Your photography encompasses a really soft and nostalgic feel; as a writer, is the emotional quality of capturing images important to you?

As photography mainly represents a way of preserving memories for me, I find that my feelings often dictate whether I want to take a photo or not. If I am touched by intense emotion, be it negative or positive, I capture my surroundings. Even the photos of landscapes that I take instantaneously evoke what I experienced at that moment. Photos preserve my inner world, which greatly helps my writing process.

Your photography has a dream-like quality stylistically, with dust-flecks and pale filters, making your photographs feel like tiny evocative memories.

Thank you! To an extent, I do believe that nostalgia is the reason I take photos. I do not consider myself a ‘photographer’ by any means, but I deeply enjoy taking photos of everything that surrounds me: people that I love, animals that warm my heart, the beauty of places I find myself in. My polaroid photos are plastered on the frames of my mirrors. I started decorating my room like this the year that I left my home in Romania and moved here at university. My first month in the UK was overwhelming and I couldn’t help feeling lonely and homesick. However, waking up every morning to see the loving faces of my close friends and family smiling at me from the walls of my dorm greatly comforted me. Photos also help me express gratitude for the past and embrace the changes of the present.

What is your dream photography travel destination?

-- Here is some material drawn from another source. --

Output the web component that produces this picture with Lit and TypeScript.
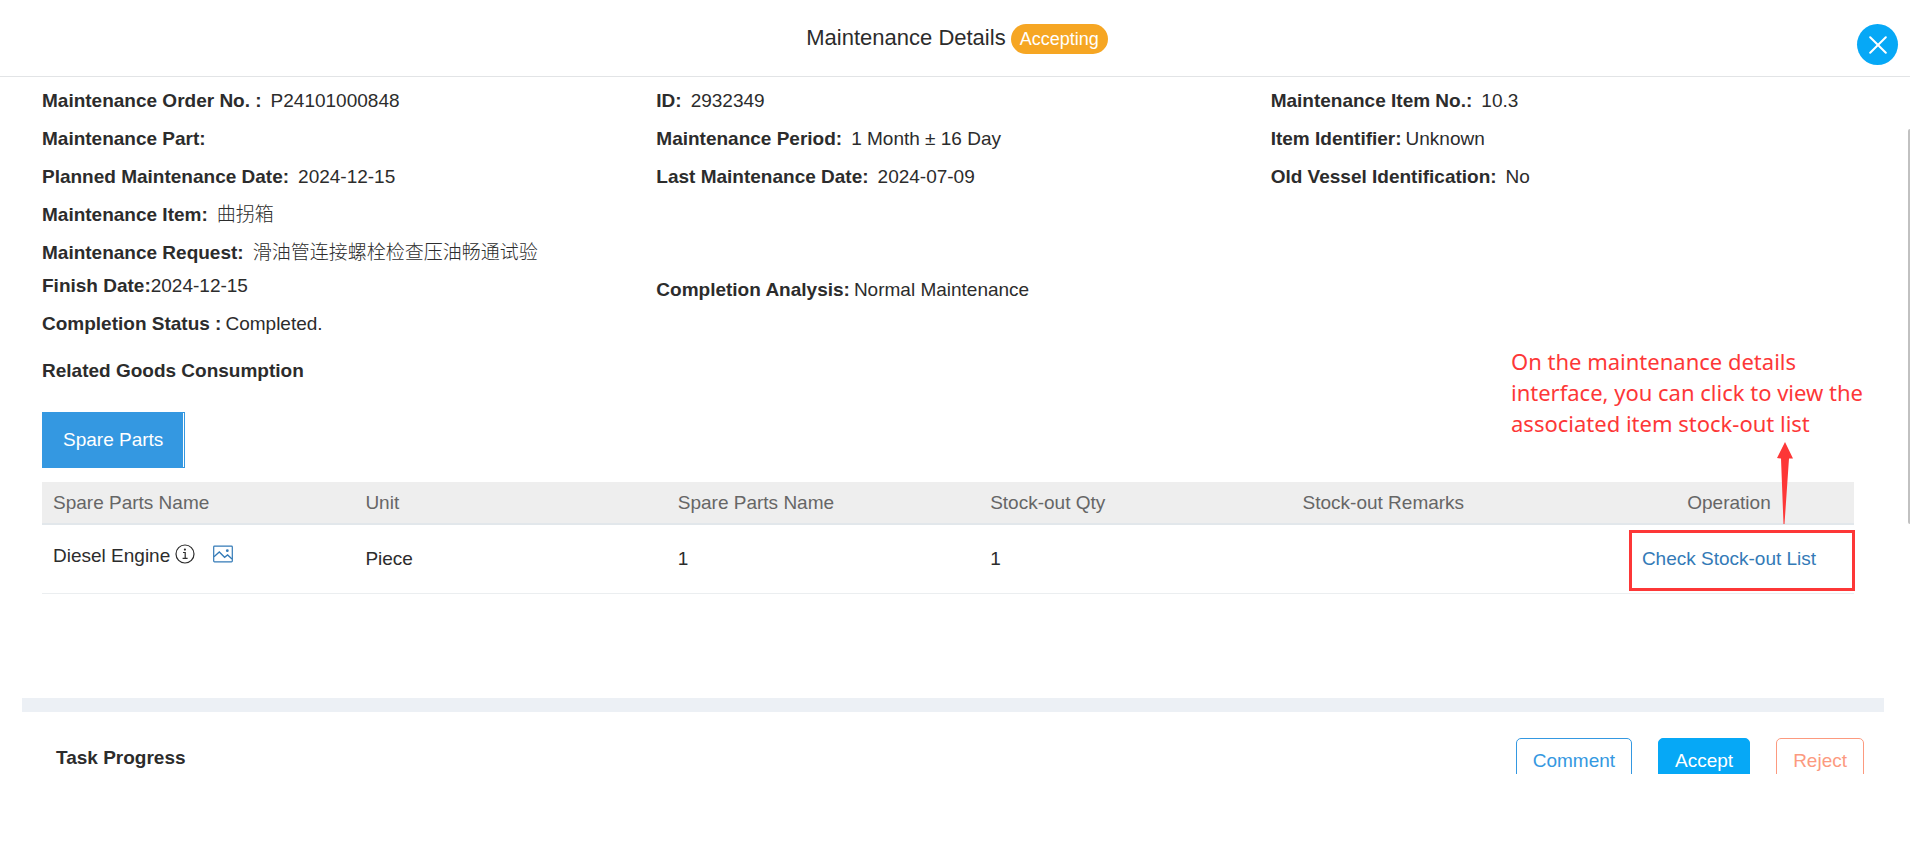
import { LitElement, html, css, nothing } from "lit";
import { customElement, property } from "lit/decorators.js";

interface Field {
  label: string;
  value: string;
  tight?: boolean;
}

interface Part {
  name: string;
  unit: string;
  model: string;
  qty: string;
  remarks: string;
}

const FIELDS: Field[] = [
  { label: "Maintenance Order No. :", value: "P24101000848" },
  { label: "ID:", value: "2932349" },
  { label: "Maintenance Item No.:", value: "10.3" },
  { label: "Maintenance Part:", value: "" },
  { label: "Maintenance Period:", value: "1 Month ± 16 Day" },
  { label: "Item Identifier:", value: "Unknown", tight: true },
  { label: "Planned Maintenance Date:", value: "2024-12-15" },
  { label: "Last Maintenance Date:", value: "2024-07-09" },
  { label: "Old Vessel Identification:", value: "No" },
];

const WIDE_FIELDS: Field[] = [
  { label: "Maintenance Item:", value: "曲拐箱" },
  { label: "Maintenance Request:", value: "滑油管连接螺栓检查压油畅通试验" },
];

const HEADINGS = ["Spare Parts Name", "Unit", "Spare Parts Name", "Stock-out Qty", "Stock-out Remarks"];

const PARTS: Part[] = [{ name: "Diesel Engine", unit: "Piece", model: "1", qty: "1", remarks: "" }];

@customElement("stock-table")
export class StockTable extends LitElement {
  @property({ attribute: false }) parts: Part[] = [];

  static styles = css`
    :host {
      display: block;
    }
    table {
      width: 100%;
      table-layout: fixed;
      border-collapse: separate;
      border-spacing: 0;
    }
    th,
    td {
      padding: 0 11px;
      text-align: left;
      font-weight: 400;
    }
    th {
      height: 41px;
      background: #eeeeee;
      border-bottom: 2px solid #e2e7eb;
      color: #666666;
    }
    td {
      height: 68px;
      border-bottom: 1px solid #ebeef0;
    }
    .operation {
      width: 250px;
      padding: 0;
      text-align: center;
      position: relative;
    }
    .part {
      display: flex;
      align-items: center;
      padding-bottom: 6px;
    }
    .icon {
      display: flex;
      padding: 0 0 4px;
      border: 0;
      background: none;
      color: #2c2c2c;
    }
    .info {
      margin-left: 5px;
      margin-right: 18px;
    }
    .picture {
      color: #337ab7;
    }
    a {
      color: #337ab7;
      text-decoration: none;
    }
    .frame {
      position: absolute;
      top: 5px;
      right: -1px;
      width: 226px;
      height: 61px;
      box-sizing: border-box;
      border: 3px solid #fd3737;
      pointer-events: none;
    }
    .arrow {
      position: absolute;
      right: 61px;
      bottom: 69px;
      pointer-events: none;
    }
    .note {
      position: absolute;
      right: -24px;
      bottom: 154px;
      width: 367px;
      margin: 0;
      color: #fd3737;
      font: 22px/31px "Noto Sans", "Open Sans", sans-serif;
      text-align: left;
      pointer-events: none;
    }
  `;

  render() {
    return html`
      <table>
        <thead>
          <tr>
            ${HEADINGS.map((h) => html`<th scope="col">${h}</th>`)}
            <th scope="col" class="operation">Operation</th>
          </tr>
        </thead>
        <tbody>
          ${this.parts.map(
            (p, i) => html`
              <tr>
                <td>
                  <div class="part">
                    ${p.name}
                    <button class="icon info" type="button" aria-label="Part information">
                      <svg width="20" height="20" viewBox="0 0 20 20" fill="none" stroke="currentColor">
                        <circle cx="10" cy="10" r="9" stroke-width="1.2" />
                        <path d="M8 8.5h2.2v5.7M7.6 14.4h5" stroke-width="1.2" />
                        <circle cx="9.9" cy="5.6" r="1.1" fill="currentColor" stroke="none" />
                      </svg>
                    </button>
                    <button class="icon picture" type="button" aria-label="Part picture">
                      <svg width="20" height="18" viewBox="0 0 20 18" fill="none" stroke="currentColor">
                        <rect x="0.7" y="1.2" width="18.6" height="15.6" rx="0.8" stroke-width="1.2" />
                        <path d="M1 11.8L6.3 7l5.3 5.3 3-2.4 4.4 4" stroke-width="1.3" />
                        <circle cx="14.3" cy="5.7" r="1.4" fill="currentColor" stroke="none" />
                      </svg>
                    </button>
                  </div>
                </td>
                <td>${p.unit}</td>
                <td>${p.model}</td>
                <td>${p.qty}</td>
                <td>${p.remarks}</td>
                <td class="operation">
                  <a href="#stock-out">Check Stock-out List</a>
                  ${i === 0
                    ? html`
                        <span class="frame"></span>
                        <svg class="arrow" width="16" height="82" viewBox="0 0 16 82" fill="#fd3737">
                          <path d="M8 0L16 16.5H12L7.5 82H6.5L4 16.5L0 16Z" />
                        </svg>
                        <p class="note">
                          On the maintenance details interface, you can click to view the associated item
                          stock-out list
                        </p>
                      `
                    : nothing}
                </td>
              </tr>
            `
          )}
        </tbody>
      </table>
    `;
  }
}

@customElement("app-root")
export class AppRoot extends LitElement {
  static styles = css`
    :host {
      display: flex;
      flex-direction: column;
      box-sizing: border-box;
      height: 100vh;
      padding-bottom: 93px;
      position: relative;
      overflow: hidden;
      background: #ffffff;
      color: #2c2c2c;
      font: 19px/22px "Liberation Sans", "Noto Sans CJK SC", Arial, sans-serif;
    }
    button {
      font: inherit;
      cursor: pointer;
    }
    header {
      flex: none;
      display: flex;
      justify-content: center;
      align-items: center;
      gap: 5px;
      height: 76px;
      padding-left: 4px;
      border-bottom: 1px solid #e2e4e6;
    }
    h1 {
      margin: 0;
      font-size: 22px;
      font-weight: 400;
      line-height: 30px;
    }
    .badge {
      margin-top: 2px;
      padding: 0 9px;
      border-radius: 15px;
      background: #f6a623;
      color: #ffffff;
      font-size: 18px;
      line-height: 30px;
    }
    .close {
      position: absolute;
      top: 24px;
      right: 12px;
      display: grid;
      place-items: center;
      width: 41px;
      height: 41px;
      padding: 0;
      border: 0;
      border-radius: 50%;
      background: #06a8f6;
    }
    main {
      flex: 1;
      min-height: 0;
      overflow: hidden;
    }
    .thumb {
      position: absolute;
      top: 129px;
      right: 0;
      width: 2px;
      height: 395px;
      border-radius: 2px 0 0 2px;
      background: #c1c1c1;
    }
    .fields {
      display: grid;
      grid-template-columns: repeat(3, 1fr);
      margin: 5px 25px 0 42px;
      line-height: 38px;
    }
    .wide {
      grid-column: 1 / -1;
      font-weight: 300;
    }
    .result {
      margin-top: -5px;
    }
    .analysis {
      padding-top: 4px;
    }
    .label {
      font-weight: 700;
      margin-right: 9px;
    }
    .tight {
      margin-right: 4px;
    }
    .joined {
      margin-right: 0;
    }
    .goods {
      margin: 17px 56px 0 42px;
    }
    h2 {
      margin: 0;
      font-size: 19px;
      line-height: 22px;
    }
    .tabs {
      display: inline-flex;
      margin: 30px 0 14px;
      border: 1px solid #3498e1;
    }
    .tab {
      height: 54px;
      padding: 0 20px;
      border: 0;
      border-right: 1px solid #ffffff;
      background: #3498e1;
      color: #ffffff;
    }
    .tabs,
    stock-table {
      vertical-align: top;
    }
    .divider {
      height: 14px;
      margin: 104px 26px 0 22px;
      border: 0;
      background: #ecf0f5;
    }
    .task {
      display: flex;
      justify-content: space-between;
      align-items: flex-start;
      padding: 26px 46px 0 56px;
    }
    .task h2 {
      margin-top: 9px;
    }
    .actions {
      display: flex;
      gap: 26px;
    }
    .action {
      height: 46px;
      padding: 0 16px;
      border: 1px solid #3498e1;
      border-radius: 5px;
      background: #ffffff;
      color: #3498e1;
    }
    .accept {
      border-color: #06a8f6;
      background: #06a8f6;
      color: #ffffff;
    }
    .reject {
      border-color: #fc9a7f;
      color: #fc9a7f;
    }
  `;

  private field(f: Field, extra = "") {
    return html`<div class=${extra}>
      <span class="label ${f.tight ? "tight" : ""}">${f.label}</span>${f.value}
    </div>`;
  }

  render() {
    return html`
      <header>
        <h1>Maintenance Details</h1>
        <span class="badge">Accepting</span>
      </header>
      <button class="close" type="button" aria-label="Close">
        <svg width="18" height="18" viewBox="0 0 18 18" stroke="#fff" stroke-width="2" stroke-linecap="round">
          <path d="M1.2 1.2L16.8 16.8M16.8 1.2L1.2 16.8" />
        </svg>
      </button>
      <main>
        <section class="fields">
          ${FIELDS.map((f) => this.field(f))} ${WIDE_FIELDS.map((f) => this.field(f, "wide"))}
        </section>
        <section class="fields result">
          <div>
            <div><span class="label joined">Finish Date:</span>2024-12-15</div>
            <div><span class="label tight">Completion Status :</span>Completed.</div>
          </div>
          <div class="analysis"><span class="label tight">Completion Analysis:</span>Normal Maintenance</div>
        </section>
        <section class="goods">
          <h2>Related Goods Consumption</h2>
          <div class="tabs"><button class="tab" type="button">Spare Parts</button></div>
          <stock-table .parts=${PARTS}></stock-table>
        </section>
        <hr class="divider" />
        <section class="task">
          <h2>Task Progress</h2>
          <div class="actions">
            <button class="action" type="button">Comment</button>
            <button class="action accept" type="button">Accept</button>
            <button class="action reject" type="button">Reject</button>
          </div>
        </section>
      </main>
      <div class="thumb"></div>
    `;
  }
}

India, probably. I am fascinated by India’s rich culture and I have a deep respect for the wise, esoteric Hindu philosophy. I dream of visiting during Diwali, the Festival of Lights. The photos I’ve seen, from friends and online strangers, are astonishing. It would be such a wonder to be there, to capture the profoundness and intensity of this enchanting experience, to further share it with the world.

SCAN interview

the featured photos:

*the four vertical ones were taken while visiting Rome with my high-school friends. i was in a lot of pain at the time and i was torn between immersing myself in Rome’s beauty, trying to connect with my friends and honouring the process. to me, the photos therefore commemorate that angsty bitter-sweetness. the hands featured are my dear friend’s Rada. the horizontal photo taken at sunset in an empty parking lot immortalises my friend, Lia and the end of high school. 🌷🌞

Tea-Nicolae-Ivy
speaking of Scan, my bunny, Ivy, was featured in their Pets in Quarantine article! hihi 🙂

Ānanda by Téa Nicolae

*poem published in ‘get well soon’, online zine put together by Dan Power, compiled with poems of shared experience from self-isolation. i’m very honoured to be included in this collection! 🌸 the poems are soothing and they will hopefully warm many in these uncertain times 💛

i allow myself
to feel joy,
peeling carrots
with my grandmother,
stroking my nose
against my doe rabbit’s
i allow myself
to feel beauty,
adorning my neck
with rose quartz necklaces,
gazing at the night sky
sliding itself into dawn
i allow myself
to feel stillness,
laying my naked skin
in fresh lavender sheets,
placing hands on my belly,
counting eleven deep breaths
i allow myself
to feel grief,
embellishing my knees
with tears, planting kisses
on the blisters
that bejewel my skin
i allow myself
to twinkle alive,
tulle pressed
to my damp thighs,
dancing with my
hands above my head

i
allow
life
to flow
through
me

 

*ānanda is a sanskrit word that means ‘joy’, ‘bliss’ and ‘divine happiness’. 🌼 the poem was inspired by Hareesh’s words: ‘There exists the possibility for joy (ānanda) in any and every experience. By joy (ānanda) I do not mean ‘extreme happiness’, but rather a kind of deep loving acceptance of any given present-moment reality’. 🌼

*from the zine’s foreword:

‘Self-isolation is a weird contradiction – we’re separated from the world, and across the world we’re sharing an experience. When the curtains are drawn, the outside world stays outside. What this collection hopes to do is to throw those curtains open, to wave through the window. We’re sharing our experiences to prove that we’re not alone, that all of this means something.’